If the hard drive is not working correcty, or the cables are damaged, or the pins are not aligned correctly, or any of a host of other reasons then the hard drive will not image correctly. 99% of the time this error will be a very obvious error, e.g the hard drive will not spin up, or it cannot be seen – which is a good error to have, as it can be addressed.

Sometimes, very rarely but sometimes, the drive will image, but it will be producing junk data, or “skewed” data. While this is rare, it certainly does happen (unlike the theoretical problem of MD5 collisions). i.e. this is a real world problem, not just one confined to labs and mathematics papers.

In the worst case scenario this means that data will be imaged, Encase will read it, write it, and then verify it. The person conducting the image will then leave the scene and state, without intending to lie, that they have a 100% accurate image of the data.When in actual fact they have junk. This can, and does lead to all sorts of problems.

In one case the image of a single hard drive was taken at a “suspects” home, the image was verified and then taken back to the office.  The image was later investigated, from the investigation the examiner concluded that the user had wiped their drive with a tool that deliberately made a mess of the MFT.

What had actually happened is that the image of drive was poor, and much of the MFT was skewed during the imaging process, probably due to bad electronics/electrics somewhere in the imaging process. i.e. they had not taken a good image. But the person investigating the drive did not know/understand this and as a result produce a very detailed report explaining how the drive had been deliberately wiped to hide information.

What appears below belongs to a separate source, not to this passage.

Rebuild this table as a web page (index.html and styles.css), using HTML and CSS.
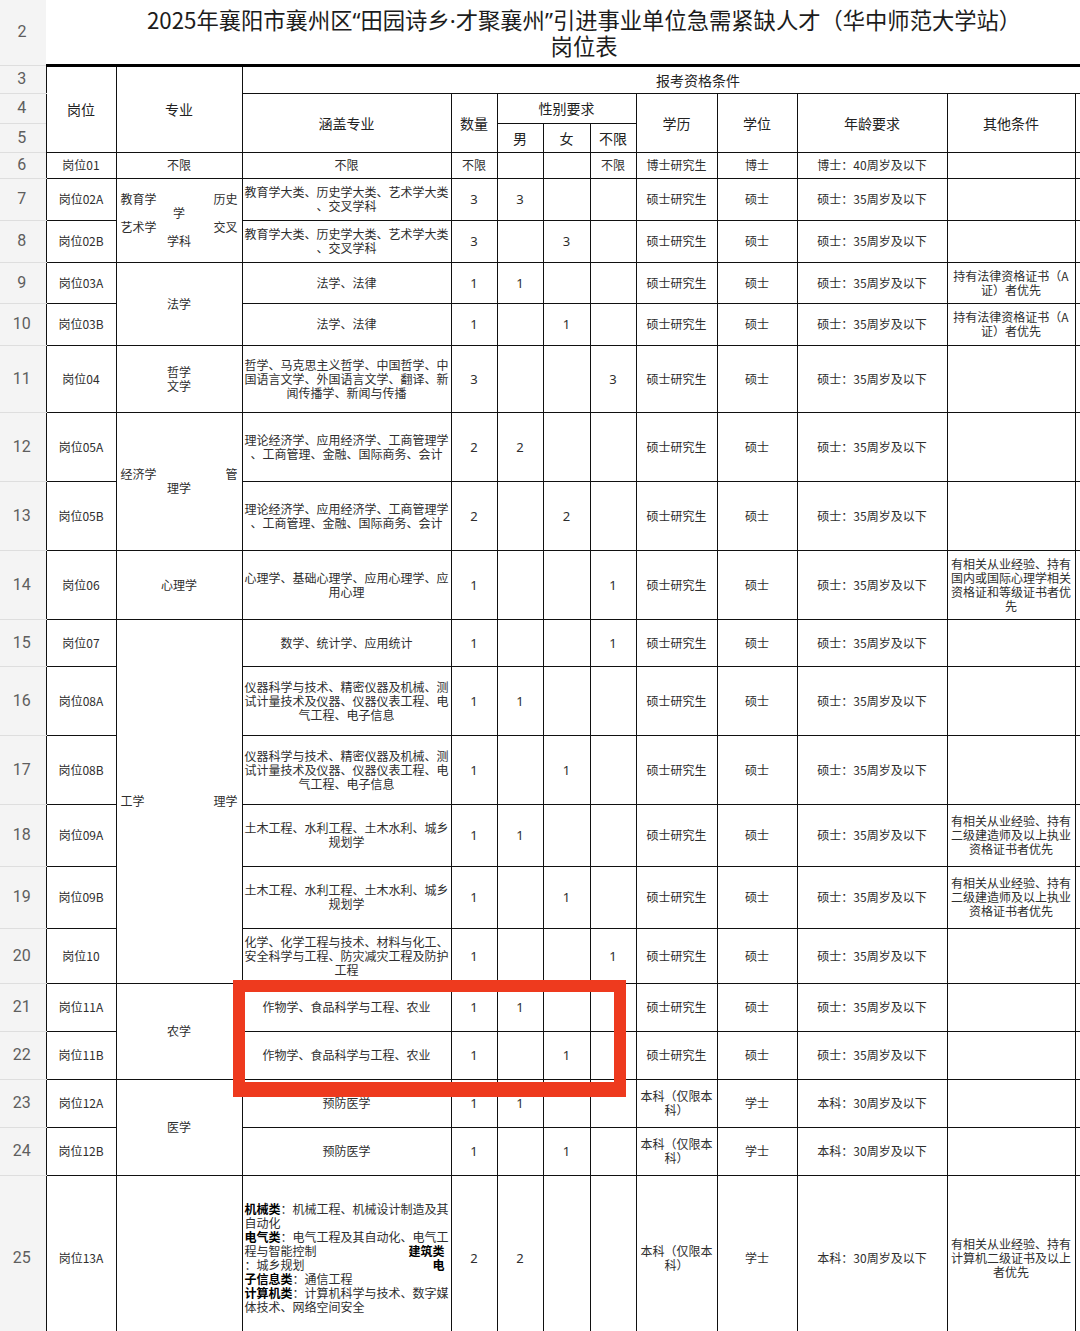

The suspect/victim of this allegation was fortunate in that the computer was working (and shown to be working) prior to the image being taken and was working after the image being taken; this was, oddly, recorded by the person conducting the image. From this alone it was very obvious that the one and only drive in the computer could not have been wiped. But, in this case a long and detailed report, accusing the suspect/victim of wiping evidence  was submitted. While there was no evidence of the original allegations, the report stipulated, at great length, that the suspect had wiped their drive, and therefore conclusions could be drawn from that. The person writing the report was adamant that the image was correct, because it verified when he wrote the report. Even though he was hundreds of miles from the actual hard drive, the myth of EnCase Verification was so strong, that he believed that the verification guaranteed the quality of the data. A common belief.

A second image was taken, correctly, and the drive examined. From this it could be seen that there was no evidence of wiping, nor evidence of the original allegations. The  suspect/victims statement that that there computer was working were fully corroborated, and they were proved innocent.